Gill and analysts highlighted recent vacancy reductions in the emergency dispatch center: 37 vacancies in FY23, 22 in FY24 and 13 in FY25, a decline Gill called a “65% decrease in vacancies for emergency dispatchers and call takers from April 2023 to April 2025.” He said five incumbent call takers were enrolled in an apprenticeship and that successful completion would reduce vacancies further.

The office flagged rising costs for video storage and long‑term media retention; Williams said projected video storage costs are approximately $992,000. Gill said the office is enhancing the emergency operations center with federal grant dollars and is working regionally on CAD‑to‑CAD dispatch functionality and on an emergency 911 call registry scheduled to go live on 05/05/2025.

Gill described a new “pathway to work” initiative with Prince George’s County Public Schools. He said the Maryland State Department of Education approved the national basic 911 dispatch certification as an industry‑recognized credential to be embedded in PGCPS homeland security and emergency preparedness career and technical education programs. In phase 1, Gill said, all students in the program will receive the certification; phase 2 will pilot a blended learning internship for a limited number of seniors from Bowie, High Point, Parkdale and Potomac high schools, with lessons beginning in September 2025. "The intent is to have fully trained and qualified specialists who would then be eligible to become 911 specialists after they complete high school," Gill said.

Council members pressed the office on climate‑related preparedness and the agency’s dependence on federal grants. Gill said emergency management functions are integral to the county climate action plan and warned that if federal grant dollars are lost, emergency management staffing could fall by about 60–65% and funding by about 80%, because "most of our funding for training, for exercise, for our employees are tied to federal grama dollars." He said that with current federal support the office will continue training, planning and preparedness work.

Several council members also asked about pay and retention. Gill acknowledged regional salary competition and long training timelines — he said a new hire can take six months to begin answering calls and nearly a year to be fully effective — and identified salary differences and workload as drivers of turnover. He and OMB Director Stanley Early said classification review and budgeted adjustments on the low end of pay grades are being considered.
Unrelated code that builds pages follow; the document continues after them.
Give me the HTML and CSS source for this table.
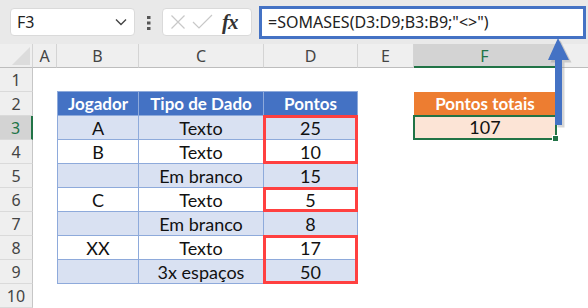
FILE: index.html
```html
<!DOCTYPE html>
<html>
<head>
    <meta charset="utf-8">
    <title>SOMASES - diferente de vazio</title>
    <link rel="stylesheet" href="styles.css">
</head>
<body>
    <div class="toolbar">
        <div class="namebox">
            <span>F3</span>
            <svg class="chevron" width="12" height="8" viewBox="0 0 12 8"><path d="M1 1.5 L6 6.5 L11 1.5" fill="none" stroke="#444" stroke-width="1.4"/></svg>
        </div>
        <svg class="dots" width="4" height="14" viewBox="0 0 4 14"><rect x="0" y="0" width="3.5" height="3" fill="#555"/><rect x="0" y="5.5" width="3.5" height="3" fill="#555"/><rect x="0" y="11" width="3.5" height="3" fill="#555"/></svg>
        <div class="fxbox">
            <svg width="16" height="16" viewBox="0 0 16 16"><path d="M1.5 1.5 L14.5 14.5 M14.5 1.5 L1.5 14.5" stroke="#c8c8c8" stroke-width="1.2"/></svg>
            <svg width="21" height="16" viewBox="0 0 21 16"><path d="M1 8 L7 14 L20 1" fill="none" stroke="#c8c8c8" stroke-width="1.2"/></svg>
            <span class="fx">fx</span>
        </div>
        <div class="formula">=SOMASES(D3:D9;B3:B9;"&lt;&gt;")</div>
    </div>

    <div class="sheet">
        <div class="corner"><svg width="26" height="18" viewBox="0 0 26 18"><path d="M26 0 L26 18 L8 18 Z" fill="#dcdcdc"/></svg></div>
        <div class="colhead">A</div>
        <div class="colhead">B</div>
        <div class="colhead">C</div>
        <div class="colhead">D</div>
        <div class="colhead">E</div>
        <div class="colhead active">F</div>
        <div class="colhead last"></div>

        <!-- linha 1 -->
        <div class="rowhead">1</div>
        <div></div><div></div><div></div><div></div><div></div><div></div><div></div>

        <!-- linha 2: cabeçalhos -->
        <div class="rowhead">2</div>
        <div></div>
        <div class="cell th first top">Jogador</div>
        <div class="cell th top">Tipo de Dado</div>
        <div class="cell th top">Pontos</div>
        <div></div>
        <div class="total-head">Pontos totais</div>
        <div></div>

        <div class="rowhead active">3</div>
        <div></div>
        <div class="cell band first">A</div>
        <div class="cell band">Texto</div>
        <div class="cell band hl hl-top">25</div>
        <div></div>
        <div class="total-val">107</div>
        <div></div>

        <div class="rowhead">4</div>
        <div></div>
        <div class="cell first">B</div>
        <div class="cell">Texto</div>
        <div class="cell hl hl-bottom">10</div>
        <div></div><div></div><div></div>

        <div class="rowhead">5</div>
        <div></div>
        <div class="cell band first"></div>
        <div class="cell band">Em branco</div>
        <div class="cell band">15</div>
        <div></div><div></div><div></div>

        <div class="rowhead">6</div>
        <div></div>
        <div class="cell first">C</div>
        <div class="cell">Texto</div>
        <div class="cell hl">5</div>
        <div></div><div></div><div></div>

        <div class="rowhead">7</div>
        <div></div>
        <div class="cell band first"></div>
        <div class="cell band">Em branco</div>
        <div class="cell band">8</div>
        <div></div><div></div><div></div>

        <div class="rowhead">8</div>
        <div></div>
        <div class="cell first">XX</div>
        <div class="cell">Texto</div>
        <div class="cell hl hl-top">17</div>
        <div></div><div></div><div></div>

        <div class="rowhead">9</div>
        <div></div>
        <div class="cell band first"></div>
        <div class="cell band">3x espaços</div>
        <div class="cell band hl hl-bottom">50</div>
        <div></div><div></div><div></div>

        <div class="rowhead">10</div>
        <div></div><div></div><div></div><div></div><div></div><div></div><div></div>
    </div>

    <!-- seta apontando para a fórmula -->
    <svg class="arrow" width="40" height="100" viewBox="0 0 40 100">
        <path d="M19 9 L30 31 L23 31 L23 96 L16 96 L16 31 L9 31 Z" fill="#8a8a8a" opacity="0.35" transform="translate(1.5 1.5)"/>
        <path d="M18 8 L29 30 L22 30 L22 95 L15 95 L15 30 L8 30 Z" fill="#4472c4"/>
    </svg>
</body>
</html>
```

FILE: styles.css
```css
/* Planilha estilo Excel */
body {
    margin: 0;
    width: 588px;
    height: 308px;
    overflow: hidden;
    position: relative;
    background: #fff;
    font-family: "Noto Sans", sans-serif;
}

.toolbar {
    height: 44px;
    background-color: #e9e9e9;
    display: flex;
    align-items: flex-start;
    padding-top: 8px;
    box-sizing: border-box;
}

.namebox {
    margin-left: 10px;
    width: 125px;
    height: 28px;
    background: #fff;
    border: 1px solid #dadada;
    border-radius: 4px;
    box-sizing: border-box;
    display: flex;
    align-items: center;
    justify-content: space-between;
    padding: 0 7px 0 6px;
    font-size: 16px;
    color: #222;
}

.dots {
    margin: 8px 11px 0 12px;
}

.fxbox {
    width: 90px;
    height: 28px;
    background: #fff;
    border: 1px solid #dadada;
    border-radius: 4px;
    box-sizing: border-box;
    display: flex;
    align-items: center;
    gap: 6px;
    padding-left: 7px;
}

.fx {
    font-family: "Liberation Serif", serif;
    font-style: italic;
    font-weight: bold;
    font-size: 21px;
    color: #333;
    margin-left: 3px;
    letter-spacing: -1px;
}

.formula {
    margin-left: 7px;
    flex: 1;
    margin-right: 2px;
    height: 33px;
    margin-top: -2px;
    background: #fff;
    border: 3px solid #4472c4;
    box-sizing: border-box;
    padding-left: 6px;
    font-size: 16px;
    line-height: 26px;
    color: #222;
}

.sheet {
    display: grid;
    grid-template-columns: 33px 24px 82px 125px 94px 56px 142px 1fr;
    grid-template-rows: repeat(11, 24px);
}

.corner {
    background: #efefef;
    border-right: 1px solid #d4d4d4;
    border-bottom: 1px solid #bdbdbd;
    display: flex;
    align-items: flex-end;
    justify-content: flex-end;
    padding: 0 2px 2px 0;
    box-sizing: border-box;
}

.colhead {
    background: #efefef;
    border-right: 1px solid #d4d4d4;
    border-bottom: 1px solid #bdbdbd;
    text-align: center;
    font-size: 16px;
    line-height: 24px;
    color: #444;
}

.colhead.last {
    border-right: none;
}

.colhead.active {
    background: #d3d3d3;
    color: #217346;
    border-bottom: 2px solid #217346;
}

.rowhead {
    background: #efefef;
    border-right: 1px solid #c6c6c6;
    border-bottom: 1px solid #dadada;
    text-align: center;
    font-size: 16px;
    line-height: 24px;
    color: #444;
}

.rowhead.active {
    background: #d3d3d3;
    color: #217346;
    border-right: 2px solid #217346;
}

/* tabela de dados */
.cell {
    position: relative;
    border-right: 1px solid #8eaadb;
    border-bottom: 1px solid #8eaadb;
    text-align: center;
    font-family: Lato, sans-serif;
    font-size: 18px;
    line-height: 24px;
    color: #111;
}

.cell.first {
    border-left: 1px solid #8eaadb;
}

.cell.top {
    border-top: 1px solid #8eaadb;
    margin-top: -1px;
}

.cell.band {
    background-color: #d9e1f2;
}

.cell.th {
    background-color: #4472c4;
    color: #fff;
    font-weight: bold;
    font-size: 17px;
}

/* contornos vermelhos */
.hl::after {
    content: "";
    position: absolute;
    left: -1px;
    right: -1px;
    top: -1px;
    bottom: -1px;
    border: 3px solid #ff4040;
}

.hl-top::after {
    border-bottom: none;
    bottom: -2px;
}

.hl-bottom::after {
    border-top: none;
    top: 0;
}

.total-head {
    background-color: #ed7d31;
    color: #fff;
    font-family: Lato, sans-serif;
    font-weight: bold;
    font-size: 17px;
    line-height: 24px;
    text-align: center;
}

.total-val {
    position: relative;
    background-color: #fce4d6;
    font-family: Lato, sans-serif;
    font-size: 18px;
    line-height: 21px;
    text-align: center;
    color: #111;
    border: 2px solid #217346;
    margin: -1px -1px 0 -1px;
}

.total-val::after {
    content: "";
    position: absolute;
    right: -4px;
    bottom: -4px;
    width: 5px;
    height: 5px;
    background: #217346;
    border: 1px solid #fff;
}

.arrow {
    position: absolute;
    left: 540px;
    top: 30px;
}
```
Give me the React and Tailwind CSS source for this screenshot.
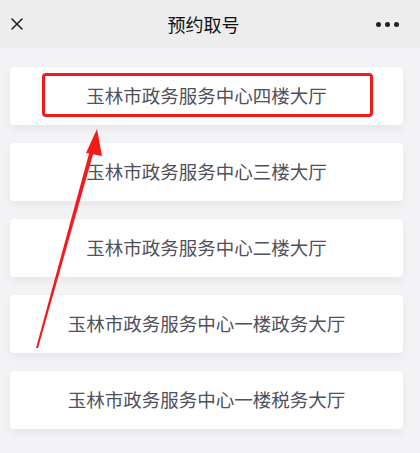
import { X } from "lucide-react";

const halls = [
  "玉林市政务服务中心四楼大厅",
  "玉林市政务服务中心三楼大厅",
  "玉林市政务服务中心二楼大厅",
  "玉林市政务服务中心一楼政务大厅",
  "玉林市政务服务中心一楼税务大厅",
];

function App() {
  return (
    <div
      className="relative w-[420px] h-[453px] overflow-hidden bg-[#f3f3f5]"
      style={{ fontFamily: '"Noto Sans CJK SC", "Noto Sans", sans-serif' }}
    >
      {/* top bar */}
      <div className="h-[48px] bg-[#ededed] flex items-center justify-between pl-[7px] pr-[21px]">
        <X size={20} strokeWidth={1.8} className="text-[#1a1a1a]" />
        <h1 className="text-[18px] text-[#111] pl-[4px]">预约取号</h1>
        <div className="flex gap-[4px]">
          <span className="w-[5px] h-[5px] rounded-full bg-[#222]"></span>
          <span className="w-[5px] h-[5px] rounded-full bg-[#222]"></span>
          <span className="w-[5px] h-[5px] rounded-full bg-[#222]"></span>
        </div>
      </div>

      <div className="flex flex-col gap-[18px] pt-[19px] pl-[10px] pr-[17px]">
        {halls.map((name) => (
          <div
            key={name}
            className="h-[58px] bg-white rounded-[4px] shadow-[0_4px_8px_rgba(0,0,0,0.05)] flex items-center justify-center text-[18.5px] text-[#50505a]"
          >
            {name}
          </div>
        ))}
      </div>

      {/* annotation: red box + arrow */}
      <div className="absolute left-[42px] top-[73px] w-[331px] h-[44px] border-[3px] border-[#f21b1b] rounded-[4px]"></div>
      <svg className="absolute left-0 top-0" width="420" height="453" viewBox="0 0 420 453">
        <path d="M36 348 L90 150 L94 151 L38 348 Z" fill="#f21b1b" />
        <path d="M97 129 L86 153 L102 156 Z" fill="#f21b1b" />
      </svg>
    </div>
  );
}

export default App;
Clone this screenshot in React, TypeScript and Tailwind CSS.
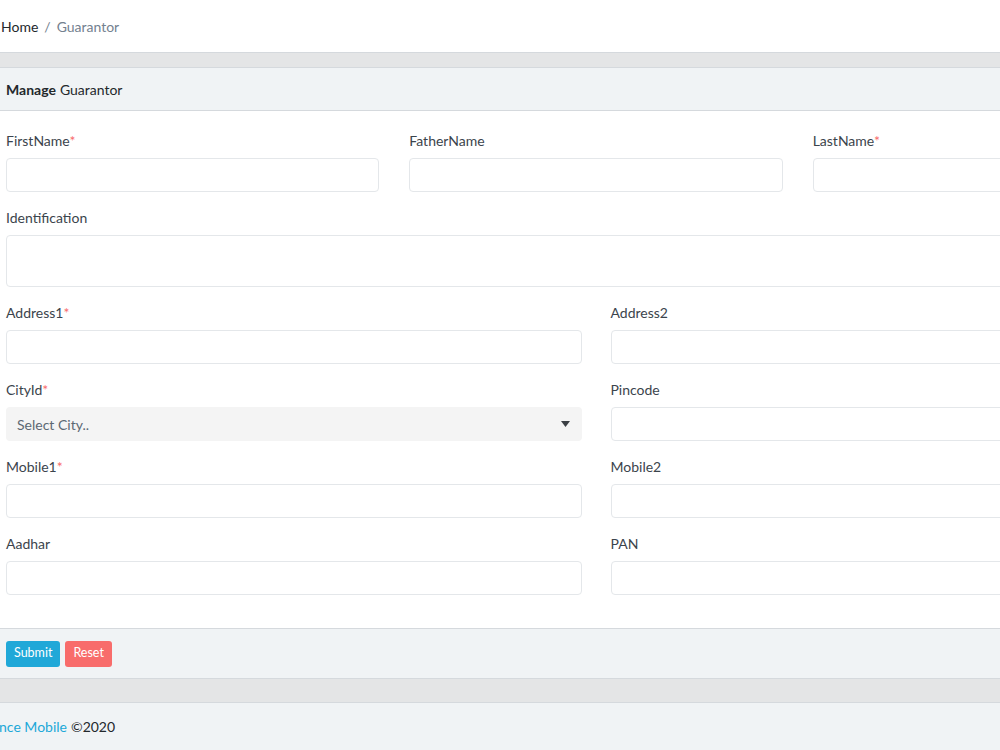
import type { ReactNode } from 'react'

function Label({ children, required }: { children: ReactNode; required?: boolean }) {
  return (
    <label className="block text-[14px] leading-[21px] mb-[7px] text-[#3b444c]">
      {children}
      {required && <span className="text-[#f86c6b]">*</span>}
    </label>
  )
}

function Field({ label, required }: { label: string; required?: boolean }) {
  return (
    <div className="mb-[15px]">
      <Label required={required}>{label}</Label>
      <input
        type="text"
        className="block w-full h-[34px] px-3 rounded-[4px] border border-[#e4e7ea] bg-white text-[14px] focus:outline-none"
      />
    </div>
  )
}

function App() {
  return (
    <div
      className="w-[1000px] h-[750px] overflow-hidden bg-[#e4e5e6] flex flex-col"
      style={{ fontFamily: 'Lato, "Open Sans", sans-serif' }}
    >
      {/* breadcrumb */}
      <div className="h-[53px] shrink-0 bg-white border-b border-[#d5d9dd] flex items-center text-[14px]">
        <span className="text-[#23282c] pl-[1px]">Home</span>
        <span className="text-[#73818f] px-[6px]">/</span>
        <span className="text-[#73818f]">Guarantor</span>
      </div>

      <div className="h-[14px] shrink-0" />

      {/* card */}
      <div className="w-[1220px] shrink-0 border-y border-[#d5d9dd] bg-white">
        <div className="h-[43px] bg-[#f0f3f5] border-b border-[#d5d9dd] flex items-center pl-[6px] text-[14px] text-[#23282c]">
          <strong className="font-bold mr-1">Manage</strong> Guarantor
        </div>

        <div className="pl-[6px] pt-[19px] pb-[18px]">
          <div className="w-[1180px]">
            <div className="grid grid-cols-3 gap-x-[30px]">
              <Field label="FirstName" required />
              <Field label="FatherName" />
              <Field label="LastName" required />
            </div>

            <div className="mb-[15px]">
              <Label>Identification</Label>
              <textarea className="block w-full h-[52px] rounded-[4px] border border-[#e4e7ea] resize-none focus:outline-none" />
            </div>

            <div className="grid grid-cols-2 gap-x-[29px]">
              <Field label="Address1" required />
              <Field label="Address2" />

              <div className="mb-[15px]">
                <Label required>CityId</Label>
                <div className="h-[34px] rounded-[4px] bg-[#f4f4f4] flex items-center justify-between pl-[11px] pr-[12px] text-[14px] text-[#5c6873]">
                  <span>Select City..</span>
                  <svg width="9" height="6" viewBox="0 0 9 6">
                    <path d="M0 0h9L4.5 6z" fill="#3b3f44" />
                  </svg>
                </div>
              </div>
              <Field label="Pincode" />

              <Field label="Mobile1" required />
              <Field label="Mobile2" />

              <Field label="Aadhar" />
              <Field label="PAN" />
            </div>
          </div>
        </div>

        <div className="h-[50px] bg-[#f0f3f5] border-t border-[#d5d9dd] flex items-center gap-[5px] pl-[6px]">
          <button className="h-[26px] px-[8px] rounded-[3px] bg-[#20a8d8] text-white text-[12.5px] leading-none">
            Submit
          </button>
          <button className="h-[26px] px-[8px] rounded-[3px] bg-[#f86c6b] text-white text-[12.5px] leading-none">
            Reset
          </button>
        </div>
      </div>

      <div className="h-[23px] shrink-0" />

      {/* footer */}
      <div className="flex-1 bg-[#f0f3f5] border-t border-[#d5d9dd] flex items-center text-[14px] -ml-[27px] pb-[1px]">
        <span className="text-[#20a8d8]">Finance Mobile</span>
        <span className="text-[#23282c] ml-1">©2020</span>
      </div>
    </div>
  )
}

export default App
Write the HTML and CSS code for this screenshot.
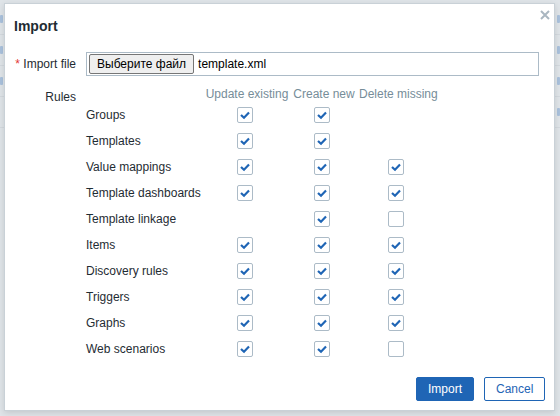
FILE: index.html
```html
<!DOCTYPE html>
<html>
<head>
<meta charset="utf-8">
<link rel="stylesheet" href="styles.css">
</head>
<body>
<div class="page">
  <div class="bg-row"><span class="bg-l"></span><span class="bg-r"></span></div>
  <div class="bg-row"><span class="bg-l"></span><span class="bg-r"></span></div>
  <div class="bg-row"><span class="bg-l"></span><span class="bg-r"></span></div>
  <div class="bg-row"><span class="bg-l bg-none"></span><span class="bg-r"></span></div>
</div>

<div class="dialog">
  <div class="dlg-head">
    <h4 class="dlg-title">Import</h4>
    <button class="dlg-close" aria-label="Close">
      <svg width="10" height="10" viewBox="0 0 10 10"><path d="M1 1 L9 9 M9 1 L1 9" stroke="#a9b6c0" stroke-width="2" fill="none"/></svg>
    </button>
  </div>
  <div class="dlg-body">
    <div class="form">
      <div class="lbl"><span class="req">*</span> Import file</div>
      <div class="field">
        <div class="file-input">
          <button class="file-btn">Выберите файл</button>
          <span class="file-name">template.xml</span>
        </div>
      </div>

      <div class="lbl lbl-rules">Rules</div>
      <div class="field">
        <div class="rules">
          <div class="th name"></div>
          <div class="th">Update existing</div>
          <div class="th">Create new</div>
          <div class="th">Delete missing</div>

          <div class="td name">Groups</div>
          <div class="td"><span class="cb on"></span></div>
          <div class="td"><span class="cb on"></span></div>
          <div class="td"></div>

          <div class="td name">Templates</div>
          <div class="td"><span class="cb on"></span></div>
          <div class="td"><span class="cb on"></span></div>
          <div class="td"></div>

          <div class="td name">Value mappings</div>
          <div class="td"><span class="cb on"></span></div>
          <div class="td"><span class="cb on"></span></div>
          <div class="td"><span class="cb on"></span></div>

          <div class="td name">Template dashboards</div>
          <div class="td"><span class="cb on"></span></div>
          <div class="td"><span class="cb on"></span></div>
          <div class="td"><span class="cb on"></span></div>

          <div class="td name">Template linkage</div>
          <div class="td"></div>
          <div class="td"><span class="cb on"></span></div>
          <div class="td"><span class="cb"></span></div>

          <div class="td name">Items</div>
          <div class="td"><span class="cb on"></span></div>
          <div class="td"><span class="cb on"></span></div>
          <div class="td"><span class="cb on"></span></div>

          <div class="td name">Discovery rules</div>
          <div class="td"><span class="cb on"></span></div>
          <div class="td"><span class="cb on"></span></div>
          <div class="td"><span class="cb on"></span></div>

          <div class="td name">Triggers</div>
          <div class="td"><span class="cb on"></span></div>
          <div class="td"><span class="cb on"></span></div>
          <div class="td"><span class="cb on"></span></div>

          <div class="td name">Graphs</div>
          <div class="td"><span class="cb on"></span></div>
          <div class="td"><span class="cb on"></span></div>
          <div class="td"><span class="cb on"></span></div>

          <div class="td name">Web scenarios</div>
          <div class="td"><span class="cb on"></span></div>
          <div class="td"><span class="cb on"></span></div>
          <div class="td"><span class="cb"></span></div>
        </div>
      </div>
    </div>
  </div>
  <div class="dlg-foot">
    <button class="btn btn-primary">Import</button>
    <button class="btn btn-alt">Cancel</button>
  </div>
</div>
</body>
</html>
```

FILE: styles.css
```css
html, body {
  margin: 0;
  padding: 0;
}
body {
  width: 560px;
  height: 416px;
  overflow: hidden;
  background: #dfe4e8;
  font-family: "Liberation Sans", Arial, sans-serif;
  font-size: 12px;
  color: #1f2c33;
  position: relative;
}

.page {
  padding-top: 4px;
}
.bg-row {
  height: 30px;
  border-bottom: 1px solid #d3d9de;
  display: flex;
  justify-content: space-between;
  align-items: center;
}
.bg-l, .bg-r {
  display: block;
  width: 3px;
  height: 8px;
  background: #a9c1dc;
  border-radius: 1px;
}
.bg-none { background: transparent; }

.dialog {
  position: absolute;
  left: 4px;
  top: 3px;
  width: 549px;
  height: 406px;
  background: #fff;
  border: 1px solid #c9d1d7;
  box-shadow: 0 2px 6px rgba(0,0,0,0.12);
  display: flex;
  flex-direction: column;
}

.dlg-head {
  height: 43px;
  display: flex;
  align-items: center;
  padding: 0 9px;
  position: relative;
}
.dlg-title {
  margin: 0;
  font-size: 14px;
  font-weight: bold;
  color: #1f2c33;
}
.dlg-close {
  position: absolute;
  right: 2px;
  top: 4px;
  width: 14px;
  height: 14px;
  padding: 0;
  border: 0;
  background: none;
  display: flex;
  align-items: center;
  justify-content: center;
}

.dlg-body {
  padding: 5px 15px 0 9px;
}
.form {
  display: grid;
  grid-template-columns: 62px 1fr;
  column-gap: 10px;
  row-gap: 10px;
}
.lbl {
  text-align: right;
  line-height: 24px;
  white-space: nowrap;
}
.req {
  color: #e33734;
}
.lbl-rules {
  line-height: 14px;
  padding-top: 4px;
}

.file-input {
  height: 22px;
  border: 1px solid #acbbc7;
  display: flex;
  align-items: center;
  padding-left: 2px;
}
.file-btn {
  height: 20px;
  margin: 0;
  padding: 0 7px;
  font-family: "Liberation Sans", Arial, sans-serif;
  font-size: 12px;
  color: #000;
  background: #efefef;
  border: 1px solid #767676;
  border-radius: 2px;
}
.file-name {
  margin-left: 4px;
  color: #000;
}

.rules {
  display: grid;
  grid-template-columns: 119px 88px 66px 79px;
  grid-auto-rows: 26px;
  grid-template-rows: 16px;
}
.th {
  color: #768d99;
  line-height: 16px;
  text-align: center;
  padding-right: 4px;
  white-space: nowrap;
}
.rules .th:last-child { padding-right: 0; }
.td {
  display: flex;
  align-items: center;
  justify-content: center;
  padding-right: 9px;
}
.td:nth-child(4n) { padding-right: 6px; }
.td.name, .th.name {
  justify-content: flex-start;
  text-align: left;
  padding-right: 0;
}

.cb {
  box-sizing: border-box;
  width: 16px;
  height: 16px;
  border: 1px solid #acbbc7;
  border-radius: 2px;
  background: #fff;
  display: inline-block;
}
.cb.on {
  background: #fff url("data:image/svg+xml,%3Csvg xmlns='http://www.w3.org/2000/svg' width='14' height='14' viewBox='0 0 14 14'%3E%3Cpath d='M3 7 L6 9.8 L11 4.6' stroke='%231f65b5' stroke-width='2.2' fill='none'/%3E%3C/svg%3E") no-repeat center;
}

.dlg-foot {
  margin-top: auto;
  display: flex;
  justify-content: flex-end;
  gap: 10px;
  padding: 0 9px 9px 0;
}
.btn {
  height: 24px;
  padding: 0 11px;
  font-family: "Liberation Sans", Arial, sans-serif;
  font-size: 12px;
  border-radius: 2px;
  box-sizing: border-box;
}
.btn-primary {
  background: #1f65b5;
  border: 1px solid #1f65b5;
  color: #fff;
  width: 58px;
}
.btn-alt {
  background: #fff;
  border: 1px solid #1f65b5;
  color: #1f65b5;
  width: 61px;
}
```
Why it matters: the Office of Homeland Security oversees the county’s first‑response communications and emergency management. Staffing levels, system upgrades and the office’s dependence on grant funding affect response capacity for weather events, multi‑jurisdiction incidents and countywide emergencies.

Looking ahead: the office will continue recruitment and apprenticeship efforts, pursue grant‑funded EOC upgrades and pilot the school certification program in September 2025. The committee was warned that grant funding risks could force programmatic reductions if federal resources are curtailed.